His involvement in "The Deliverance" hints at something more than the same old trip to the haunted house well, but he fails to find a unique way into this story.

Instead, his movie offers precisely the sights and sounds of so many others before it: foreboding signs throughout the house; a possessed child crawling up a wall; a verbal and physical battle between the spiritual leader and the demon, and so much more.

There's hardly a single feature to set this movie apart.

That's not to mention its indulgence in the subgenre's classic fallacy. Close's character acknowledges that "there's something evil in my home and it's feeding on my family." But they don't leave. Get out of the house, for heaven's sake. It's a lesson so obvious, you wonder how characters ever since the movie version of the Lutz family, our "Amityville Horror" neighbors here on Long Island, have ignored it.

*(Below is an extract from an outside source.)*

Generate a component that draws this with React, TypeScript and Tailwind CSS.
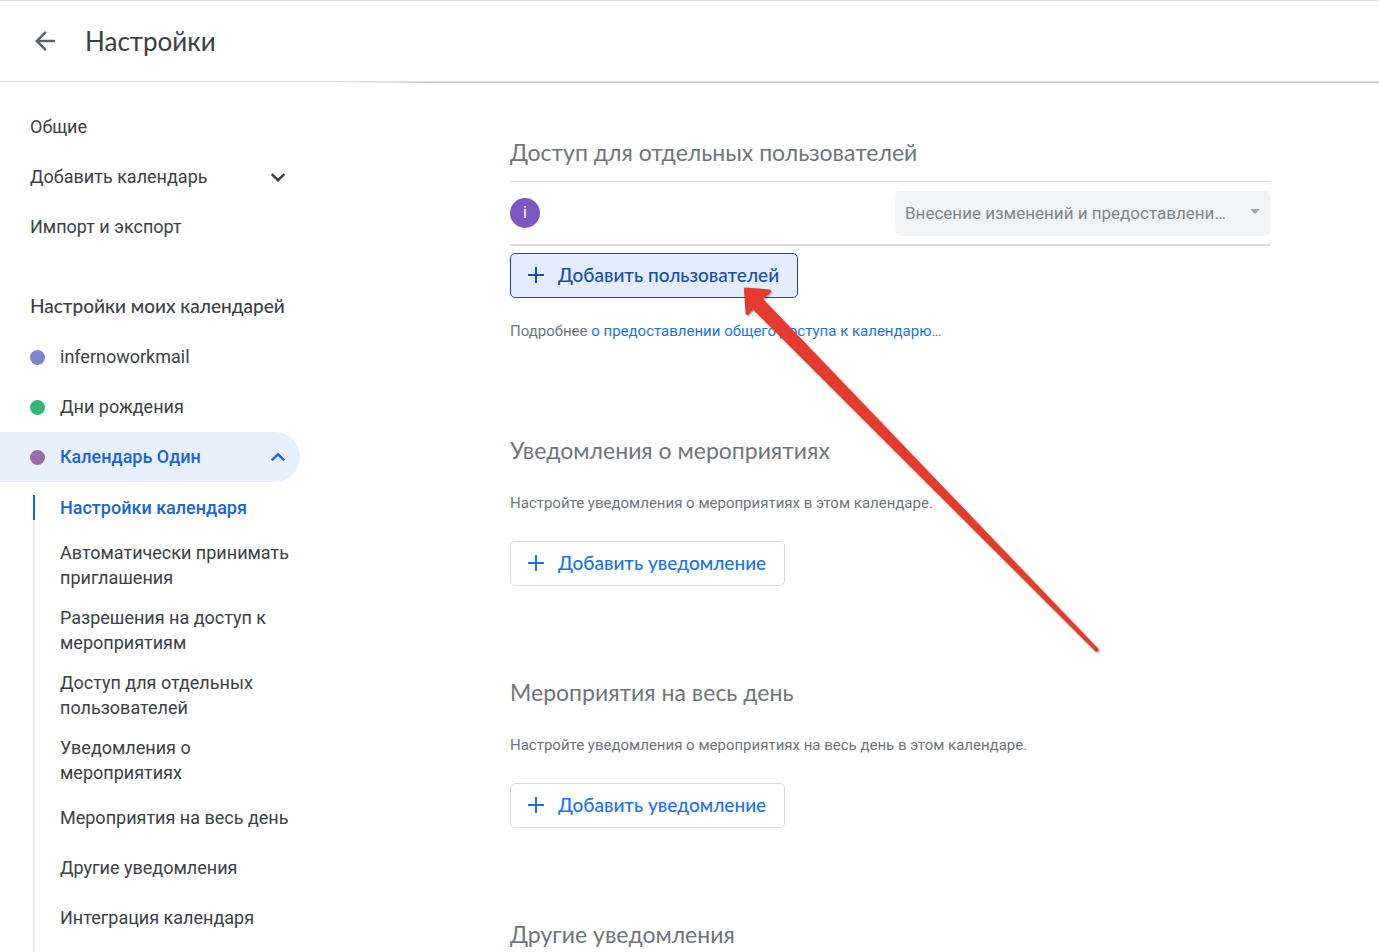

Of course, if anyone actually thought through these scenarios, we wouldn't have haunted house pictures to begin with. So you suspend your disbelief, and let the characters stick around.

While we're cycling through the expected scares, the picture makes some time to internalize the horror and tie it into Ebony's own personal failings.

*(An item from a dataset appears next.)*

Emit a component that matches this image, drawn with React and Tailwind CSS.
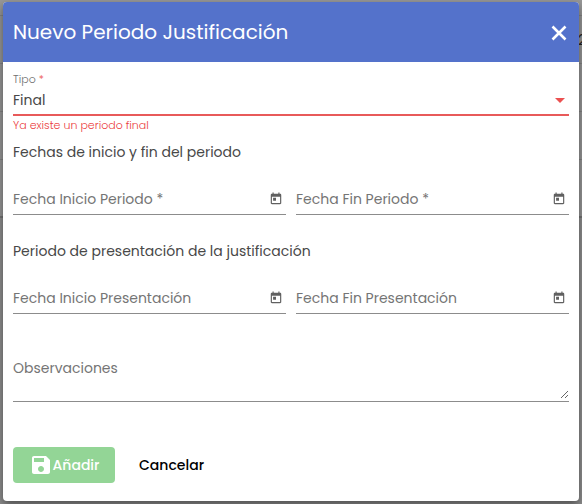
import React from "react";

function CalendarIcon() {
  return (
    <svg viewBox="0 0 24 24" className="size-3.5" fill="currentColor" aria-hidden="true">
      <path d="M19 3h-1V1h-2v2H8V1H6v2H5c-1.110 0-1.990.9-1.990 2L3 19c0 1.100.890 2 2 2h14c1.100 0 2-.9 2-2V5c0-1.100-.9-2-2-2zm0 16H5V8h14v11zM7 10h5v5H7z" />
    </svg>
  );
}

function SaveIcon() {
  return (
    <svg viewBox="0 0 24 24" className="size-6 shrink-0" fill="currentColor" aria-hidden="true">
      <path d="M17 3H5c-1.110 0-2 .9-2 2v14c0 1.100.890 2 2 2h14c1.100 0 2-.9 2-2V7l-4-4zm-5 16c-1.660 0-3-1.340-3-3s1.340-3 3-3 3 1.340 3 3-1.340 3-3 3zm3-10H5V5h10v4z" />
    </svg>
  );
}

function DateField({ id, label }) {
  return (
    <div className="flex h-[31px] min-w-0 flex-1 items-center border-b border-[#8c8c8c] text-[#757575]">
      <label htmlFor={id} className="whitespace-nowrap text-sm">{label}</label>
      <input id={id} type="text" className="min-w-0 flex-1 bg-transparent text-sm outline-none" />
      <button type="button" aria-label="Abrir calendario" className="mr-[3px] flex text-[#606060]">
        <CalendarIcon />
      </button>
    </div>
  );
}

function Backdrop() {
  return (
    <div className="absolute inset-0 -z-10 bg-[#8e8e8e]" aria-hidden="true">
      <div className="h-[218px] border-b-2 border-[#757575] bg-[#979797]">
        <div className="h-4 border-b border-[#848484]" />
        <div className="flex h-12 items-center justify-end overflow-hidden border-b border-[#848484] text-sm text-[#222222]">
          <span className="-mr-1">2</span>
        </div>
        <div className="h-12 border-b border-[#848484]" />
        <div className="h-12 border-b border-[#848484]" />
      </div>
    </div>
  );
}

export default function App() {
  return (
    <div className="relative isolate min-h-screen overflow-hidden px-[3px] pt-0.5 pb-[3px] font-['Poppins','Inter',sans-serif] text-[#484848]">
      <Backdrop />
      <form role="dialog" aria-labelledby="titulo" className="overflow-hidden rounded bg-white shadow-[0_4px_10px_rgba(0,0,0,0.45)]">
        <header className="flex h-[60px] items-center justify-between bg-[#5472cb] px-2.5 text-white">
          <h1 id="titulo" className="text-xl font-normal">Nuevo Periodo Justificación</h1>
          <button type="button" aria-label="Cerrar" className="flex">
            <svg viewBox="0 0 20 20" className="size-5" stroke="currentColor" strokeWidth="2.600" fill="none" aria-hidden="true">
              <path d="M3.500 4.500l13 13M16.500 4.500l-13 13" />
            </svg>
          </button>
        </header>

        <div className="px-2.5 pt-2.5 pb-[18px]">
          <label htmlFor="tipo" className="block h-3.5 text-[11px] font-light leading-3.5 text-[#707070]">
            Tipo <span className="text-[#eb4040]">*</span>
          </label>
          <div className="grid h-[30px] items-center border-b-2 border-[#e85a5a]">
            <select id="tipo" defaultValue="final" aria-describedby="tipo-error" aria-invalid="true" className="col-start-1 row-start-1 h-7 w-full appearance-none bg-transparent text-sm outline-none">
              <option value="final">Final</option>
            </select>
            <svg viewBox="0 0 10 5" className="pointer-events-none col-start-1 row-start-1 mr-1 h-[5px] w-2.5 justify-self-end" aria-hidden="true">
              <path d="M0 0h10L5 5z" fill="#eb5050" />
            </svg>
          </div>
          <p id="tipo-error" className="h-[18px] text-[11px] font-light leading-[18px] text-[#eb4040]">Ya existe un periodo final</p>

          <h2 className="mt-1.5 text-sm leading-6">Fechas de inicio y fin del periodo</h2>
          <div className="mt-5 flex gap-2.5">
            <DateField id="inicio-periodo" label="Fecha Inicio Periodo *" />
            <DateField id="fin-periodo" label="Fecha Fin Periodo *" />
          </div>

          <h2 className="mt-6 text-sm leading-6">Periodo de presentación de la justificación</h2>
          <div className="mt-5 flex gap-2.5">
            <DateField id="inicio-presentacion" label="Fecha Inicio Presentación" />
            <DateField id="fin-presentacion" label="Fecha Fin Presentación" />
          </div>

          <div className="mt-11 grid border-b border-[#8c8c8c] pb-0.5">
            <label htmlFor="observaciones" className="pointer-events-none col-start-1 row-start-1 text-sm text-[#757575]">Observaciones</label>
            <textarea id="observaciones" className="col-start-1 row-start-1 h-[41px] w-full resize-y bg-transparent text-sm outline-none" />
          </div>

          <div className="mt-[45px] flex items-center gap-6">
            <button type="submit" className="flex h-9 w-[102px] items-center justify-center rounded bg-[#93d596] text-sm font-medium text-white">
              <SaveIcon />
              Añadir
            </button>
            <button type="button" className="h-9 text-sm font-medium text-black">Cancelar</button>
          </div>
        </div>
      </form>
    </div>
  );
}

"The Deliverance" has its best moments when it allows the actors to act and forgets about the clichés. Day, who earned an Oscar nomination for starring in Daniels' 2021 "The United States vs. Billie Holiday," conveys a tangible sense of self-disgust and unease, presenting a compelling picture of a mother who has been cast adrift from her children.

The best movies in this space, such as the terrific Australian picture "The Babadook," recognize that the possessors should be secondary in importance to the possessed, and that we go to horror pictures in part to understand something fundamental about ourselves.

"The Deliverance" has been made by people who surely understand this. And yet there's relatively little interest in the human drama, because there are so many marks to hit on the way toward the same old climactic battle between good and evil.

BOTTOM LINE It's yet another haunted house movie that barely distinguishes itself from the pack.